I now see you have already posted on F/S.


----------



## Flatlander2 (Nov 5, 2008)

It gets crazy there during scallop season too.  Last year we were in the channel just before the no wake zone.  Boats were stacked up before the no wake zone when out of no where this big CC passes everyone at full throttle and throws water in mine a several other boats as he passes us. The marine patrol is just inside the no wake zone so another boat and I go over to complain and the two officers wouldn't even look at us as we spoke to them.  Go figure!  I have a place there and have guided and fished there for over 40 years.  These past couple years I have noticed a big change.  Steinhatchee is not as friendly as it once was.  The ramp is a night mare and tempers flare there pretty often also.


----------



## urbaneruralite (Nov 5, 2008)

I have had similar experiences in that particular area. One guy that launches his air boat there has a sticker on his truck that shows an air boat bearing down on a couple in a canoe. Whenever I saw it I made a point of parking my truck next to his. Mine has a sticker with Calvin relieving himself on "Airboats".


----------



## shaftslinger24 (Nov 6, 2008)

Those type problems seem inevitable down there.
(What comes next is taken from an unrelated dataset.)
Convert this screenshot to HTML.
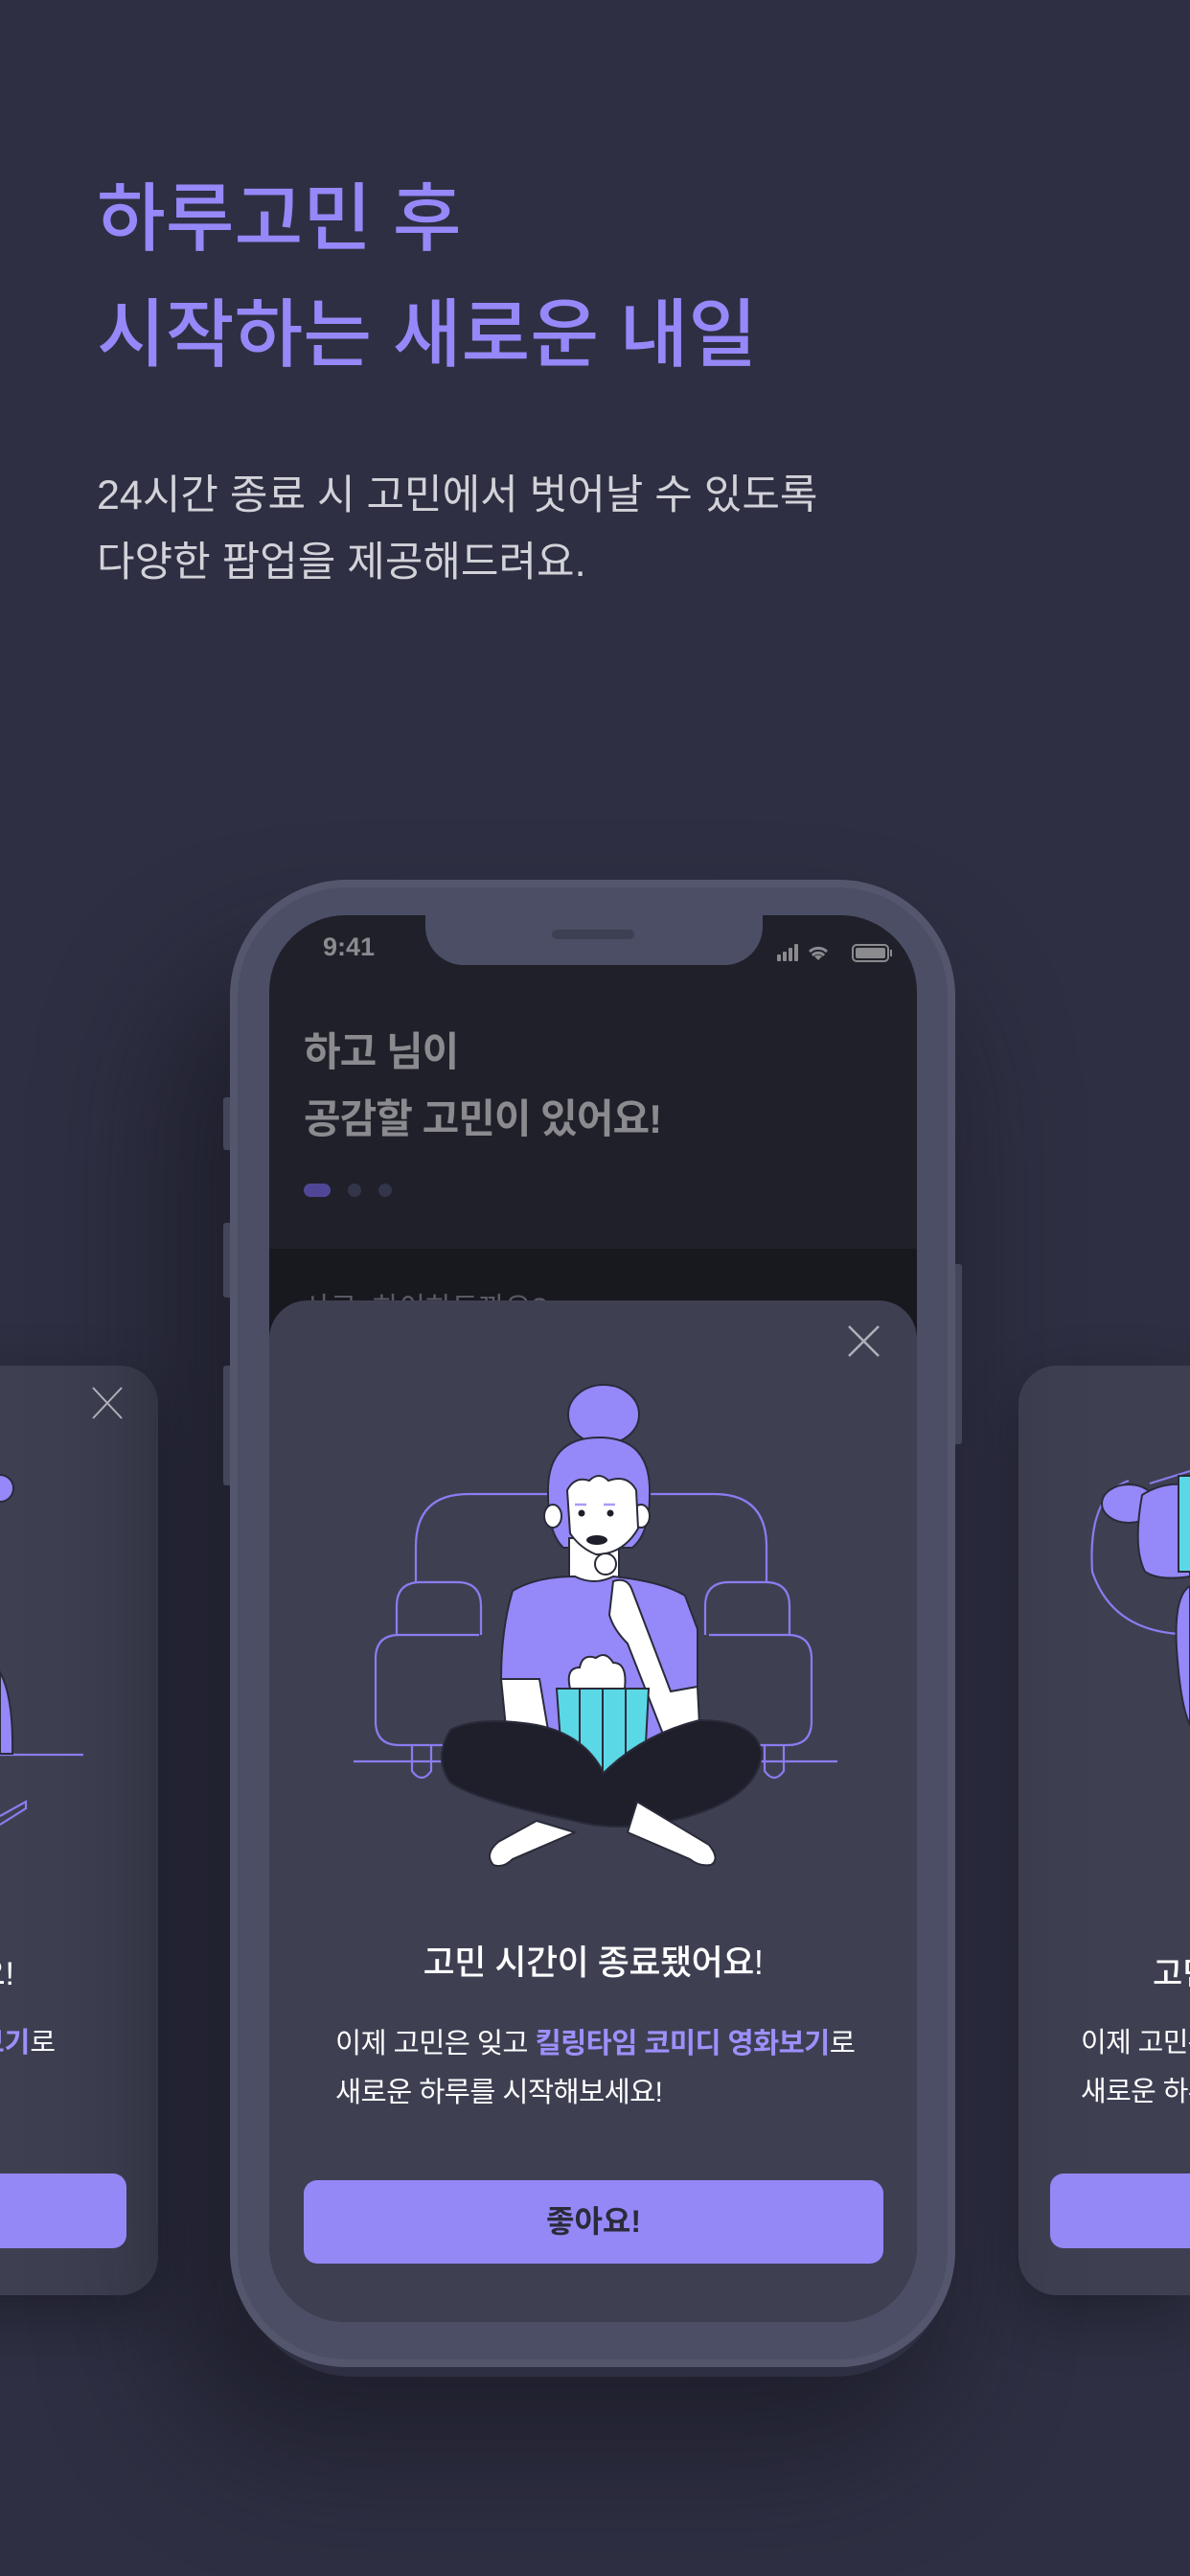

We have had fish hooked, and while we're fighting them, boats will fly by within casting distance. "In The Flats Mind You"  I'm not sure what it is, but often times it seems like there is no regard for other people whether it be safety, or just common courtesy.


----------



## ratherbefishin (Nov 8, 2008)

I'm glad we don't have that problem on the GA coast. Sounds like it must get really crowded down there in FL.


----------



## Hooked On Quack (Nov 8, 2008)

Rickey Walker said:


> This happened last Saturday, Nov 1st. Was headed into Rocky Creek about 3:00 and rounded the curve at island to the ramp. I, my 9 year old son and my wife are in my Gheenoe Hi-Sider with a 15 Hp kicker. In the straight stretch there is a 20' Carolina Skiff with a man and 2 kids working the left bank, an air boat takes the cut and exits just ahead of me. 50 yards past him on the right side is a man and woman in a 18' skiff. We are headed head on hugging the right side. At about 20 yards he breaks to the center and guns it passing me about 5 yards off my port side. The wake would have swamped my Gheenoe so I turned the bow into his wake and his wake almost threw my son out of the bow seat. He never looked at me and continued out until he got to the curve where he stopped. I've got my wife and 9 year old with me. What to do? I've got a 9mm in my tackle box and ticked off beyond words. Thinking of my family I continued to the ramp. Did he not know the rules of the road and thought I was playing chicken with him or what? Those of you that fish down here out of Rocky Creek, beware of this guy. He had a older tri-hull skiff piece of crap boat. Guy must have been in his 50's. Did he care that he could have killed my wife or kid? Does he know that he is responsible for his wake and is legally liable to be prosecuted and sued if he endangers another through his negligence. Someone on here may know him. Please educate this dummy. How would you guys respond to this scenario?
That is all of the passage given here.